The imagination may be unlimited (& chaotic)
but it needs a structured format if it is to thrive.
Pages of tips, ideas and suggestions on taking the chaos of original creativity (or existing confusion!) and making it work for you
The mind is a chaotic place, as is the world around us. Chaos is a fundamental aspect of life, everything starts in a chaotic state until some type of order is given to it. Chaos can also creep unseen into any unguarded place and is often considered something that needs to be put under firm control without mercy.
However … chaos is also the starting point for inspiration and imagination. It can be put to good use wherever you want to turn disorder into order. Such as
- Where you have a project you want to work on (writing, designing …)
- Where you want to make something happen (an event or activity)
- Where you need to work on something that involves other people
Tips for every stage of chaos evolution
These articles are full of tips for helping you through the process of sorting through the chaos of new ideas or existing confusion and bringing order to them. They help you to understand what you are trying to do, then show you ways of implementing and ordering them, finally a few tips on keeping them organised.
These topics follow the process of turning chaos into order, but can be read in isolation.
- Organising yourself – Getting yourself organised. Having everything you need before you start the task (Tips given below)
- What are you trying to achieve? – What is the Objective? What are you searching from the chaos you are starting with? What is the ‘hoped for’ final outcome of your thinking
- Identifying what you need to do – This involves Planning for what you need to do, taking the key aspects of what you need to do and in what order to get there.
- Making sure you have everything you need – The Preparation that you require before you get started. Making sure you have all that you need to hand.
- Making it happen – The Implementation of the changes, . Getting everything to that final state of completion.

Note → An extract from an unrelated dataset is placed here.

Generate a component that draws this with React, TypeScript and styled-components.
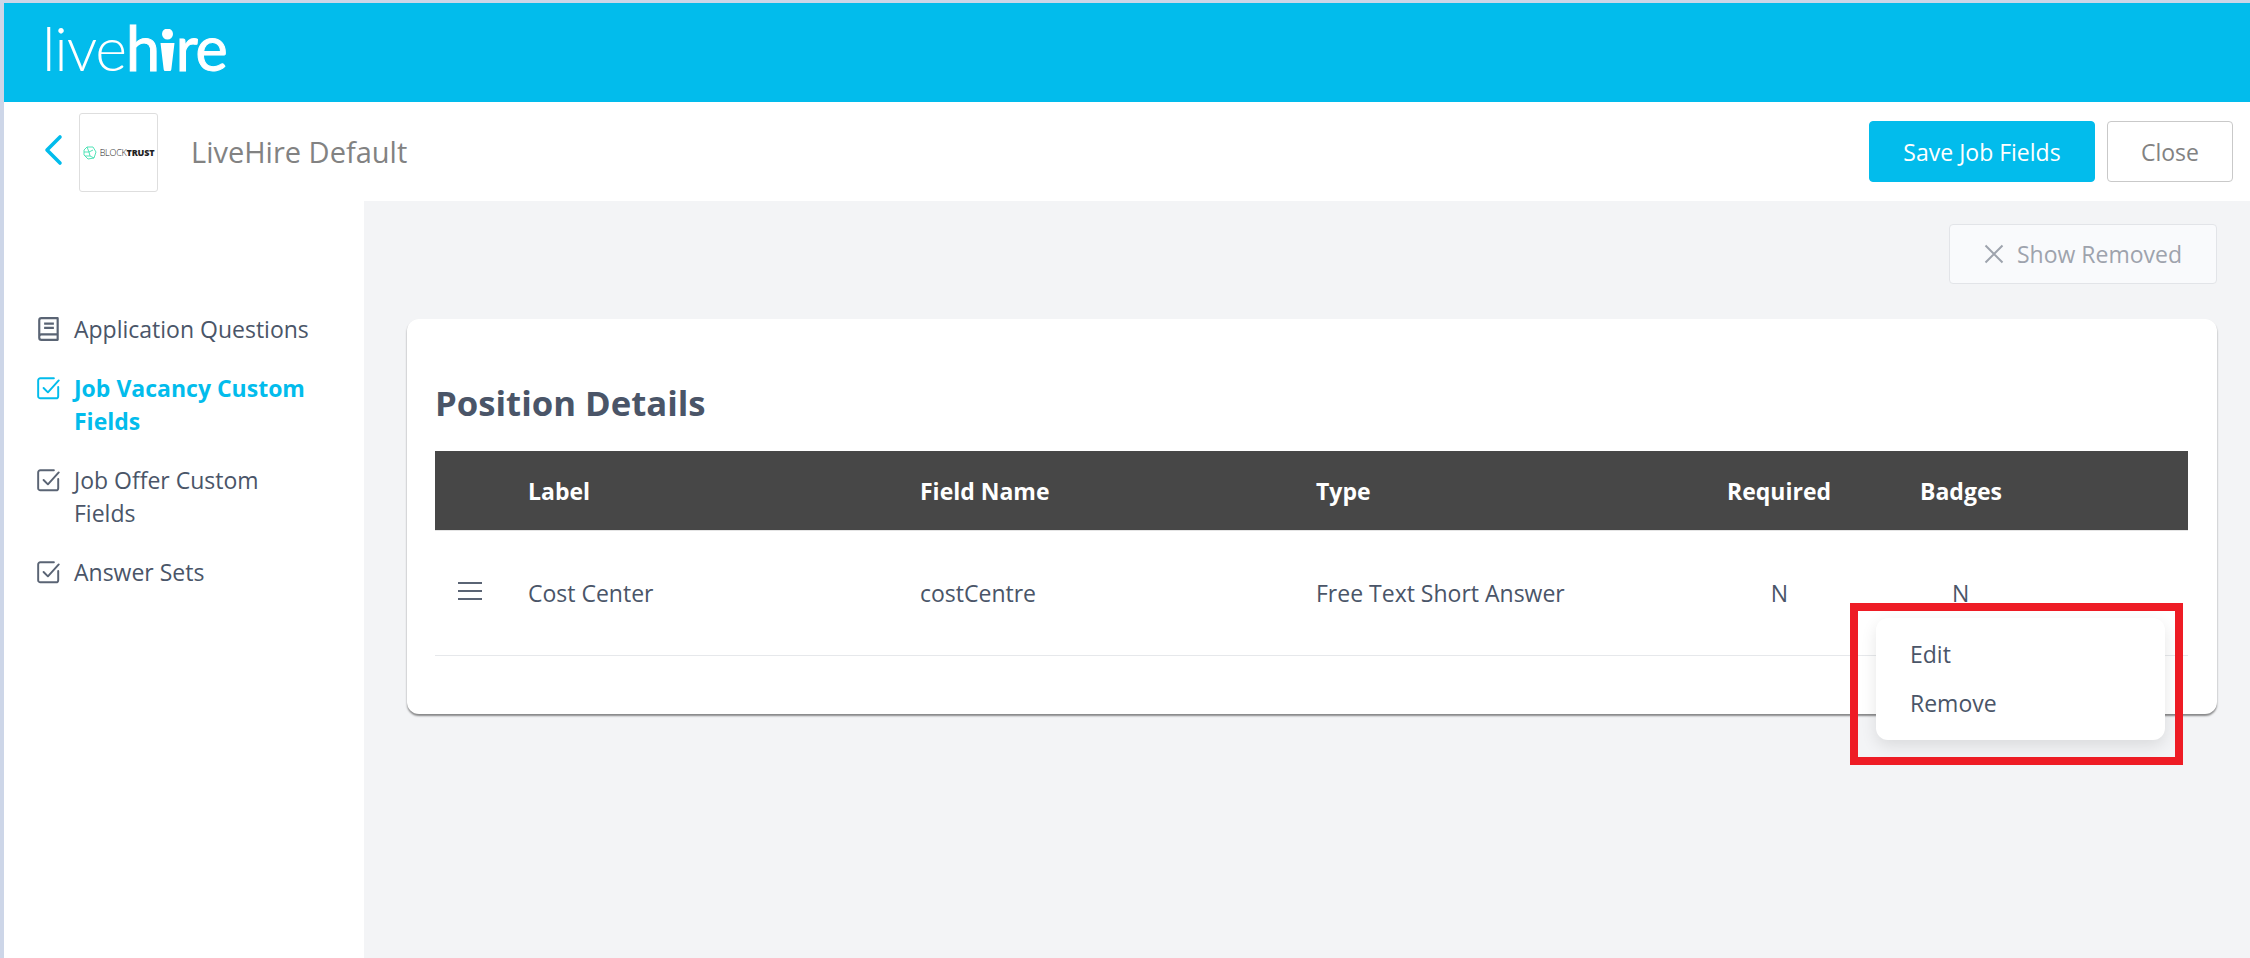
import styled, { createGlobalStyle } from "styled-components";

const GlobalStyle = createGlobalStyle`
  html, body {
    margin: 0;
    padding: 0;
    height: 100%;
  }
  body {
    background: #cdd6e8;
    font-family: "Open Sans", "Noto Sans", sans-serif;
    color: #4a5568;
  }
  #root {
    height: 100%;
  }
`;

const Page = styled.div`
  box-sizing: border-box;
  width: 2250px;
  height: 958px;
  padding: 3px 0 0 4px;
  display: flex;
  flex-direction: column;
  overflow: hidden;
`;

const TopBar = styled.header`
  height: 99px;
  flex: none;
  background: #02bcec;
  display: flex;
  align-items: center;
  padding-left: 38px;
`;

const Logo = styled.div`
  display: flex;
  align-items: baseline;
  color: #fff;
  font-family: Lato, sans-serif;
  font-size: 61px;
  line-height: 1;
  letter-spacing: -1.2px;
  margin-top: -10px;
`;

const LogoThin = styled.span`
  font-weight: 300;
`;

const LogoBold = styled.span`
  font-weight: 400;
  -webkit-text-stroke: 1px #fff;
`;

const LogoPerson = styled.svg`
  width: 15px;
  height: 42px;
  margin: 0 1px;
  align-self: flex-end;
  margin-bottom: 7px;
`;

const SubBar = styled.div`
  height: 99px;
  flex: none;
  background: #fff;
  display: flex;
  align-items: center;
  padding: 0 17px 0 40px;
`;

const BackIcon = styled.svg`
  width: 20px;
  height: 32px;
  margin-right: 15px;
  margin-top: -3px;
`;

const OrgLogo = styled.div`
  box-sizing: border-box;
  width: 79px;
  height: 79px;
  border: 1px solid #dedede;
  border-radius: 3px;
  display: flex;
  align-items: center;
  justify-content: center;
  gap: 3px;
  margin-top: 2px;
`;

const OrgName = styled.span`
  font-size: 9px;
  font-weight: 300;
  color: #222;
  letter-spacing: -0.2px;
  b {
    font-weight: 800;
  }
`;

const PageTitle = styled.h1`
  margin: 0 0 0 33px;
  font-size: 29px;
  font-weight: 400;
  color: #828282;
  flex: 1;
`;

const Button = styled.button<{ $primary?: boolean }>`
  box-sizing: border-box;
  height: 61px;
  border-radius: 4px;
  font-family: inherit;
  font-size: 23px;
  border: 1px solid ${(p) => (p.$primary ? "#02bcec" : "#c9c9c9")};
  background: ${(p) => (p.$primary ? "#02bcec" : "#fff")};
  color: ${(p) => (p.$primary ? "#fff" : "#828282")};
  width: ${(p) => (p.$primary ? "226px" : "126px")};
  margin-left: 12px;
  padding: 0;
`;

const Body = styled.div`
  flex: 1;
  display: flex;
  min-height: 0;
`;

const Sidebar = styled.nav`
  width: 360px;
  flex: none;
  background: #fff;
  box-sizing: border-box;
  padding: 112px 48px 0 32px;
  display: flex;
  flex-direction: column;
  gap: 26px;
`;

const NavItem = styled.div<{ $active?: boolean }>`
  display: flex;
  gap: 12px;
  font-size: 23px;
  line-height: 33px;
  font-weight: ${(p) => (p.$active ? 700 : 400)};
  color: ${(p) => (p.$active ? "#02bcec" : "#4a5568")};
`;

const NavIcon = styled.svg`
  width: 26px;
  height: 26px;
  flex: none;
  margin-top: 3px;
`;

const Main = styled.main`
  flex: 1;
  background: #f3f4f6;
  padding: 23px 33px 0 43px;
  display: flex;
  flex-direction: column;
`;

const RemovedButton = styled.button`
  align-self: flex-end;
  box-sizing: border-box;
  width: 268px;
  height: 60px;
  border: 1px solid #e2e4e8;
  border-radius: 4px;
  background: #f9fafc;
  color: #9ea3ad;
  font-family: inherit;
  font-size: 23px;
  display: flex;
  align-items: center;
  justify-content: center;
  gap: 13px;
  padding: 0;
`;

const RemovedIcon = styled.svg`
  width: 20px;
  height: 20px;
`;

const Card = styled.section`
  position: relative;
  margin-top: 35px;
  height: 395px;
  box-sizing: border-box;
  background: #fff;
  border-radius: 12px;
  padding: 60px 29px 0 28px;
  box-shadow: 0 2px 2px rgba(0, 0, 0, 0.45);
`;

const CardTitle = styled.h2`
  margin: 0 0 24px;
  font-size: 34.7px;
  line-height: 48px;
  font-weight: 700;
  color: #4a5568;
`;

const Table = styled.div`
  font-size: 23px;
`;

const Row = styled.div`
  display: grid;
  grid-template-columns: 93px 392px 396px 411px 105px 1fr;
  align-items: center;
`;

const HeadRow = styled(Row)`
  height: 79px;
  background: #474747;
  color: #fff;
  font-weight: 700;
  border-bottom: 1px solid #e4e4e4;
`;

const BodyRow = styled(Row)`
  height: 124px;
  border-bottom: 1px solid #e6e8eb;
`;

const CenterCell = styled.span`
  text-align: center;
`;

const BadgeCell = styled.span`
  padding-left: 120px;
`;

const BadgeHead = styled.span`
  padding-left: 88px;
`;

const DragIcon = styled.svg`
  width: 24px;
  height: 18px;
  margin-left: 23px;
  margin-top: -4px;
`;

const Annotation = styled.div`
  position: absolute;
  left: 1443px;
  top: 284px;
  box-sizing: border-box;
  width: 333px;
  height: 162px;
  border: 8px solid #ee1c25;
  padding: 7px 10px 17px 18px;
`;

const Menu = styled.div`
  height: 100%;
  background: #fff;
  border-radius: 12px;
  box-shadow: 0 6px 16px rgba(0, 0, 0, 0.1);
  box-sizing: border-box;
  padding: 12px 0 0 34px;
  font-size: 23px;
  line-height: 49px;
`;

const CheckIcon = ({ color }: { color: string }) => (
  <NavIcon viewBox="0 0 24 24" fill="none" stroke={color} strokeWidth="1.8" strokeLinecap="round" strokeLinejoin="round">
    <path d="M20.5 11v8.5a2 2 0 0 1-2 2H4a2 2 0 0 1-2-2V5a2 2 0 0 1 2-2h12.5" />
    <path d="M7 12l4 4 10-11" />
  </NavIcon>
);

const BookIcon = () => (
  <NavIcon viewBox="0 0 24 24" fill="none" stroke="#5a6474" strokeWidth="2" strokeLinejoin="round">
    <path d="M3 19V4a2 2 0 0 1 2-2h15v20H5a2 2 0 0 1-2-2v-1a2 2 0 0 1 2-2h15" />
    <path d="M7.5 7h9M7.5 11h9" />
  </NavIcon>
);

const App = () => {
  return (
    <Page>
      <GlobalStyle />
      <TopBar>
        <Logo>
          <LogoThin>live</LogoThin>
          <LogoBold>h</LogoBold>
          <LogoPerson viewBox="0 0 15 42" fill="#fff">
            <circle cx="7.5" cy="5" r="5.5" />
            <path d="M0.5 14h14l-3 25a4 4 0 0 1-8 0z" />
          </LogoPerson>
          <LogoBold>re</LogoBold>
        </Logo>
      </TopBar>
      <SubBar>
        <BackIcon viewBox="0 0 20 32" fill="none" stroke="#02bcec" strokeWidth="3.6" strokeLinecap="round" strokeLinejoin="round">
          <path d="M16 3L3 16l13 13" />
        </BackIcon>
        <OrgLogo>
          <svg width="14" height="14" viewBox="0 0 14 14" fill="none" stroke="#3fe0b0" strokeWidth="0.9">
            <path d="M4 1l6 0 3 5-2 6-6 1-4-4 0-5zM4 1l2 5-5 0M6 6l4-2M6 6l1 4 4 2M7 10l-5 0" />
          </svg>
          <OrgName>
            BLOCK<b>TRUST</b>
          </OrgName>
        </OrgLogo>
        <PageTitle>LiveHire Default</PageTitle>
        <Button $primary>Save Job Fields</Button>
        <Button>Close</Button>
      </SubBar>
      <Body>
        <Sidebar>
          <NavItem>
            <BookIcon />
            Application Questions
          </NavItem>
          <NavItem $active>
            <CheckIcon color="#02bcec" />
            Job Vacancy Custom Fields
          </NavItem>
          <NavItem>
            <CheckIcon color="#5a6474" />
            Job Offer Custom Fields
          </NavItem>
          <NavItem>
            <CheckIcon color="#5a6474" />
            Answer Sets
          </NavItem>
        </Sidebar>
        <Main>
          <RemovedButton>
            <RemovedIcon viewBox="0 0 20 20" fill="none" stroke="#9ea3ad" strokeWidth="2">
              <path d="M1.5 1.5l17 17M18.5 1.5l-17 17" />
            </RemovedIcon>
            Show Removed
          </RemovedButton>
          <Card>
            <CardTitle>Position Details</CardTitle>
            <Table>
              <HeadRow>
                <span />
                <span>Label</span>
                <span>Field Name</span>
                <span>Type</span>
                <span>Required</span>
                <BadgeHead>Badges</BadgeHead>
              </HeadRow>
              <BodyRow>
                <DragIcon viewBox="0 0 24 18" fill="none" stroke="#5a6474" strokeWidth="2.2">
                  <path d="M0 1h24M0 9h24M0 17h24" />
                </DragIcon>
                <span>Cost Center</span>
                <span>costCentre</span>
                <span>Free Text Short Answer</span>
                <CenterCell>N</CenterCell>
                <BadgeCell>N</BadgeCell>
              </BodyRow>
            </Table>
            <Annotation>
              <Menu>
                <div>Edit</div>
                <div>Remove</div>
              </Menu>
            </Annotation>
          </Card>
        </Main>
      </Body>
    </Page>
  );
};

export default App;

- Keeping it organised – Controlling changes! How to manage future changes, whether in thought, action or deeds
Tips on getting yourself ready for the challenge ahead
Tip 1 – Before you can organise chaos you need to first organise yourself
Or in other words, do your own preparation first. This is true whether you are just doing some administration work (filing, proofreading a page …) or planning some major changes that will affect a range of different items, such as sorting out a story plot, or redesigning the functionality of some rooms.
Preparation may be as simple as clearing a space on your desk or as complex as getting an office/computer system set up ready for the task. Even if it is as simple as clearing a space on a desk, it is still worth confirming that you are prepared – after all you may have left your cup of coffee just out of arms reach.

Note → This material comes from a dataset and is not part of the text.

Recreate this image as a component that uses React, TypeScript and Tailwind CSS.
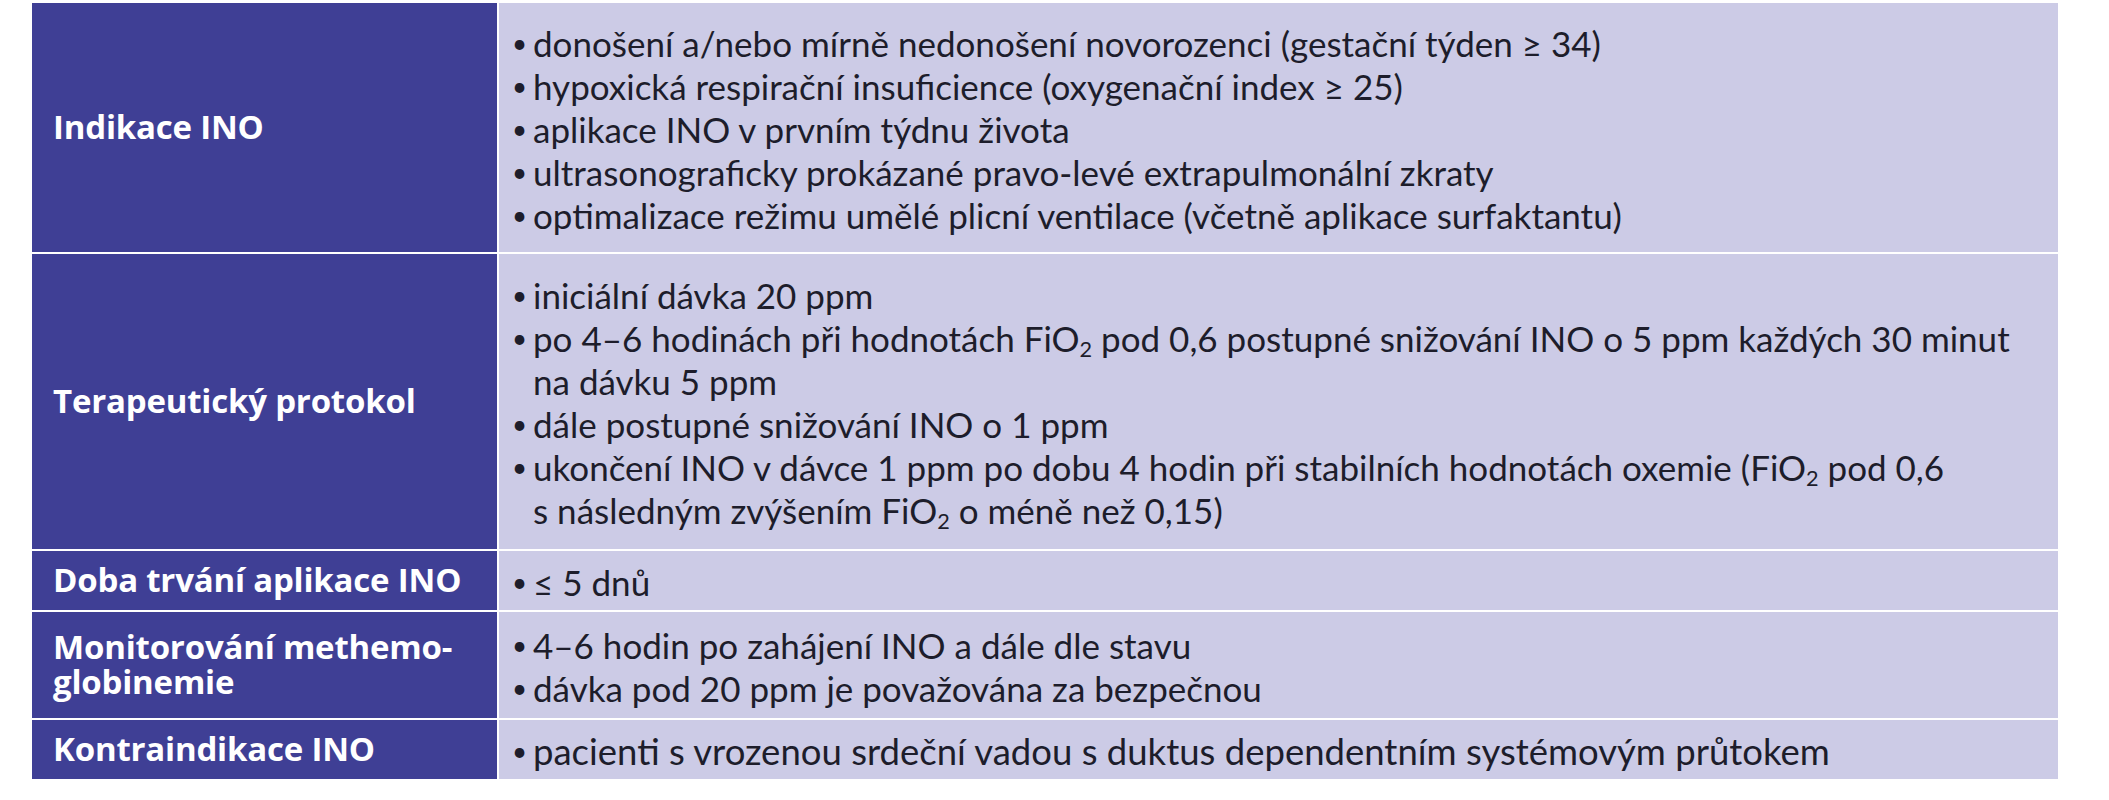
import React from "react";

type Row = {
  label: React.ReactNode;
  h: string;
  items: React.ReactNode[];
  big?: boolean;
};

const Sub = () => <sub className="text-[0.62em] leading-none">2</sub>;

const rows: Row[] = [
  {
    label: "Indikace INO",
    h: "h-[249px]",
    items: [
      "donošení a/nebo mírně nedonošení novorozenci (gestační týden ≥ 34)",
      "hypoxická respirační insuficience (oxygenační index ≥ 25)",
      "aplikace INO v prvním týdnu života",
      "ultrasonograficky prokázané pravo-levé extrapulmonální zkraty",
      "optimalizace režimu umělé plicní ventilace (včetně aplikace surfaktantu)",
    ],
  },
  {
    label: "Terapeutický protokol",
    h: "h-[295px]",
    items: [
      "iniciální dávka 20 ppm",
      <>
        po 4–6 hodinách při hodnotách FiO<Sub /> pod 0,6 postupné snižování INO o 5 ppm každých 30 minut
        <br />
        na dávku 5 ppm
      </>,
      "dále postupné snižování INO o 1 ppm",
      <>
        ukončení INO v dávce 1 ppm po dobu 4 hodin při stabilních hodnotách oxemie (FiO<Sub /> pod 0,6
        <br />s následným zvýšením FiO<Sub /> o méně než 0,15)
      </>,
    ],
  },
  {
    label: "Doba trvání aplikace INO",
    h: "h-[59px]",
    items: ["≤ 5 dnů"],
  },
  {
    label: (
      <>
        Monitorování methemo-
        <br />
        globinemie
      </>
    ),
    h: "h-[106px]",
    items: [
      "4–6 hodin po zahájení INO a dále dle stavu",
      "dávka pod 20 ppm je považována za bezpečnou",
    ],
  },
  {
    label: "Kontraindikace INO",
    h: "h-[59px]",
    big: true,
    items: ["pacienti s vrozenou srdeční vadou s duktus dependentním systémovým průtokem"],
  },
];

export default function App() {
  return (
    <div className="w-[2109px] h-[800px] bg-white pt-[3px] pl-[32px]">
      <div className="w-[2026px] flex flex-col gap-[2px]">
        {rows.map((r, i) => (
          <div key={i} className={`flex gap-[2px] ${r.h}`}>
            <div className="w-[465px] shrink-0 bg-[#3f3f95] flex items-center pl-[21px] pb-[2px]">
              <div className="font-['Open_Sans',sans-serif] font-bold text-[33px] leading-[35px] text-white tracking-[-0.2px]">
                {r.label}
              </div>
            </div>
            <div className="flex-1 bg-[#cccbe6] flex flex-col justify-center pl-[13px] pt-[3px] font-['Lato',sans-serif] text-[#1d1d2b]">
              {r.items.map((it, j) => (
                <div
                  key={j}
                  className={`flex whitespace-nowrap ${r.big ? "text-[36.5px] leading-[43px]" : "text-[35px] leading-[43px]"}`}
                >
                  <span className="w-[21px] shrink-0 text-[26px]">•</span>
                  <span>{it}</span>
                </div>
              ))}
            </div>
          </div>
        ))}
      </div>
    </div>
  );
}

Tip 2 – The more complex or disorganised the task, the more preparation required
This may sound like a very simple statement, but if you do not do this up front then there is a good chance that you will encounter problems later when you realise that something was overlooked which could result in a lot of rework if it requires a redesign.
Take a quick look at the overall objective and you should be able to get an idea of the extent of preparation you are going to require. If the task has a lot of complexity to it or is very disorganised, then you may need to prepare for doing the preparation… such as switching off the phone and locking the door so you are not disturbed – or getting that cup of coffee within arms reach.
Tip 3 – If the task has multiple items, you may need more than one preparation strategy
If your task has more than one type of item to be organised then it will be easier to split up the preparation method according to the task requirements.
Imagination example: If you are a writer you may need to update the overall history, add in some new items, as well as rewrite one of the chapters. This may require finding the current history (from an archive?), preparing for a new item to be added (blank page?), and finding the chapter you are going to rewrite (from current article?)
Real world example: if you want an inventory of the furniture in an office as well as redesign the layout in one area, you may need to design a spreadsheet suitable to record the furniture as well drawing a plan of the area you want to rearrange (and cutting out little shapes of furniture to go with it if you want to).
Tip 4 – Make a note of the current set up before you begin reorganising it
This is especially important for any large reorganisation requirements. It may be a good idea to take a note of what you have and how it is currently all arranged before you start changing anything. This way you will have a record of how everything was before the reorganisation started, allowing you to return to it for referencing and tracking the changes you have made – very useful if something goes wrong and you need to restart!